The GOP needs K Street's muscle for long-term ideological projects to remake the national government.
For years, conservatives have been pushing to divert part of Social Security into private investment accounts. Such a move, GOP operatives argued, would provide millions of new customers and potentially trillions of dollars to the mutual fund industry that would manage the private accounts. The profits earned would, of course, be shared with the GOP in the form of campaign contributions.
Bush has proposed opening up 850,000 federal jobs--about half of the total--to private contractors. And while doing so may or may not save taxpayers much money, it will divert taxpayer money out of the public sector and into private sector firms, where the GOP has a chance to steer contracts towards politically connected firms.
Anyone who doubts this eventuality need look no further than Florida. There, as New York Times columnist Paul Krugman pointed out last year, Gov. Jeb Bush, the president's brother, has outsourced millions of dollars worth of work formerly performed by government employees to private contractors. There's little evidence that doing so has improved state services, as the governor's own staff admits. But it has vastly improved the financial state of the Florida Republican Party.
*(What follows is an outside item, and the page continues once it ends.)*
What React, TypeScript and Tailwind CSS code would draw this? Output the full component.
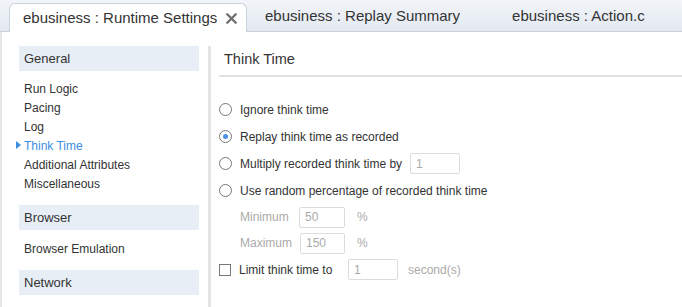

According to an investigation by The Miami Herald last fall, "[t]he policy has spawned a network of contractors who have given [Bush], other Republican politicians, and the Florida GOP millions of dollars in campaign donations."
So, the Texas three-step: (1) Republicans privatize a government service, (2) steer the service to a politically connected firm, and (3) collect the payoff from that firm as a campaign contribution.
And K Street prepares the ideological ground for step (1). And Pennsylvania's own Rick "Man on Dog" Santorum is playing a big role here (read the article).
Gee, I wonder who's paying for all this?
After lying, looting is what the Republicans do best!